A Survey of Pre-trained Language Models for Processing Scientific Text
Xanh Ho, Anh Khoa Duong Nguyen, An Tuan Dao, Junfeng Jiang, Yuki Chida, Kaito Sugimoto, Huy Quoc To, Florian Boudin, Akiko Aizawa
TL;DR
This survey comprehensively catalogs Pre-trained Language Models for Processing Scientific Text (SciLMs) across 2019–2023, analyzing over 110 models in biomedical, chemical, multi-domain, and other scientific domains. It identifies encoder-based architectures as the dominant paradigm, with biomedical literature driving data availability and model proliferation, while multilingual and larger-scale models are emerging. The paper assesses effectiveness via top tasks and datasets, revealing improvements over time but also limitations due to narrow task coverage and evaluation benchmarks. It highlights challenges in multilingual expansion, knowledge integration, and multi-modal capabilities, and argues for foundation SciLMs and broader, standardized evaluation to accelerate robust scientific NLP progress.
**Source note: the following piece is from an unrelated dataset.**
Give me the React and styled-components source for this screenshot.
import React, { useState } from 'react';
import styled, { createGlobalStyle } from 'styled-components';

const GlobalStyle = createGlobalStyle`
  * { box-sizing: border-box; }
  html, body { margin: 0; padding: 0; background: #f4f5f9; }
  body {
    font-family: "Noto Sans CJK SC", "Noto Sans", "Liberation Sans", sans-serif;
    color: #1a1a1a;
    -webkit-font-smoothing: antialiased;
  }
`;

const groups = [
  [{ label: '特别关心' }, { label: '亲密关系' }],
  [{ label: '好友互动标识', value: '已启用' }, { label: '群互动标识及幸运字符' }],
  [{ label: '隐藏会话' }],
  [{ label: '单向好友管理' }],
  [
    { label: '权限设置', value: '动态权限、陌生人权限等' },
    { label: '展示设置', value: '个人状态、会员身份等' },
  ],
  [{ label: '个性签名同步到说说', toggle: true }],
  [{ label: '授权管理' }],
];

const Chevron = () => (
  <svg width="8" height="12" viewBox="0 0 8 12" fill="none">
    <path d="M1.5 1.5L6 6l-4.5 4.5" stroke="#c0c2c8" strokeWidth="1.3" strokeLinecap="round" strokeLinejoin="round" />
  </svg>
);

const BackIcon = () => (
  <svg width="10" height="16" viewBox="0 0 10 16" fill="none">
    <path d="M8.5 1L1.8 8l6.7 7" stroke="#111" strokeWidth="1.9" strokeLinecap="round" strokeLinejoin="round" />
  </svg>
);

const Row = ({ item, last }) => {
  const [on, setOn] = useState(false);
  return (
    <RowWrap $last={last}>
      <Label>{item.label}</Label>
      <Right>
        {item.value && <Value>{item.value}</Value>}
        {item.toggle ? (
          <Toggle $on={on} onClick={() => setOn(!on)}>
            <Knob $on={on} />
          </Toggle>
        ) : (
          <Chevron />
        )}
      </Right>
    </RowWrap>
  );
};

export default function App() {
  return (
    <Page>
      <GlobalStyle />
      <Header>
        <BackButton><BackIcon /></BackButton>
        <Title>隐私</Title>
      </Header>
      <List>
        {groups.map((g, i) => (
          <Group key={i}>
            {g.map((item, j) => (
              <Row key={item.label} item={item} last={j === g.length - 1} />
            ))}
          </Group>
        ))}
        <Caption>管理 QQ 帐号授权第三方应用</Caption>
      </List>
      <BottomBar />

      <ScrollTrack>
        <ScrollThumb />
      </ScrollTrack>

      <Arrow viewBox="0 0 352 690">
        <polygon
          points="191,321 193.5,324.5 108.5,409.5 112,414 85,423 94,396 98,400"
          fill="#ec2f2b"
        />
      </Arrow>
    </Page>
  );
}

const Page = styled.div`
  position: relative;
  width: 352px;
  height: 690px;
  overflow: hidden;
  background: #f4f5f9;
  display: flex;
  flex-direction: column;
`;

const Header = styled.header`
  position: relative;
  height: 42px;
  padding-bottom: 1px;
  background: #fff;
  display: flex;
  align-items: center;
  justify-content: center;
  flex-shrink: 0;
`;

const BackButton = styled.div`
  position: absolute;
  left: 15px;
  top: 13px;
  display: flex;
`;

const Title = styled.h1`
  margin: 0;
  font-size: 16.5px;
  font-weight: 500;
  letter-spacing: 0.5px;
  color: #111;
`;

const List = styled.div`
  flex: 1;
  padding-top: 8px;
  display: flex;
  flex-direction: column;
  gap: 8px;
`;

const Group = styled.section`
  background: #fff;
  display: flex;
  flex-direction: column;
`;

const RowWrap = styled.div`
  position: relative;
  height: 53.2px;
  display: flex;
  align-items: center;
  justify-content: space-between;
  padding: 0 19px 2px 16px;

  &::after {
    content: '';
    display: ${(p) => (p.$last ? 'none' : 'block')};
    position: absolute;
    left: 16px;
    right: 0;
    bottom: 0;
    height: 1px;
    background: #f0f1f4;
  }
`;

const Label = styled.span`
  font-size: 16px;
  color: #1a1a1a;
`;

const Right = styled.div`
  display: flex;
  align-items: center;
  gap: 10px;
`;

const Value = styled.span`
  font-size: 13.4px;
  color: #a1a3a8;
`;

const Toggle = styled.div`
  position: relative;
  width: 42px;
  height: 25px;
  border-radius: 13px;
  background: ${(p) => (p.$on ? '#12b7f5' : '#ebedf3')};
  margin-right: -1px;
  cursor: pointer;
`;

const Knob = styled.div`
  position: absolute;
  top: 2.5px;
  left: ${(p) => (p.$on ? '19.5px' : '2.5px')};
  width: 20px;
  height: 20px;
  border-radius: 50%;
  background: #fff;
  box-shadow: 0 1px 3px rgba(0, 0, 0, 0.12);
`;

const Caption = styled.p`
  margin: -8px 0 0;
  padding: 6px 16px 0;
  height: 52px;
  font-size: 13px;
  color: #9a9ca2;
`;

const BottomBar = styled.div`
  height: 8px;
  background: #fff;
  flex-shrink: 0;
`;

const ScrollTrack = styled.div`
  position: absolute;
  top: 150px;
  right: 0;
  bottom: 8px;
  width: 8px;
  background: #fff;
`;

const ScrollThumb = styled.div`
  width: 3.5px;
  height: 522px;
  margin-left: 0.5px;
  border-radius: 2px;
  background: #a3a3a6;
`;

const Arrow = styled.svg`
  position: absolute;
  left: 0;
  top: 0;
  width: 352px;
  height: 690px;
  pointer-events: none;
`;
The findings have practical impact by guiding researchers toward more generalizable, trustworthy, and scalable SciLM development and evaluation practices.
Abstract
The number of Language Models (LMs) dedicated to processing scientific text is on the rise. Keeping pace with the rapid growth of scientific LMs (SciLMs) has become a daunting task for researchers. To date, no comprehensive surveys on SciLMs have been undertaken, leaving this issue unaddressed. Given the constant stream of new SciLMs, appraising the state-of-the-art and how they compare to each other remain largely unknown. This work fills that gap and provides a comprehensive review of SciLMs, including an extensive analysis of their effectiveness across different domains, tasks and datasets, and a discussion on the challenges that lie ahead.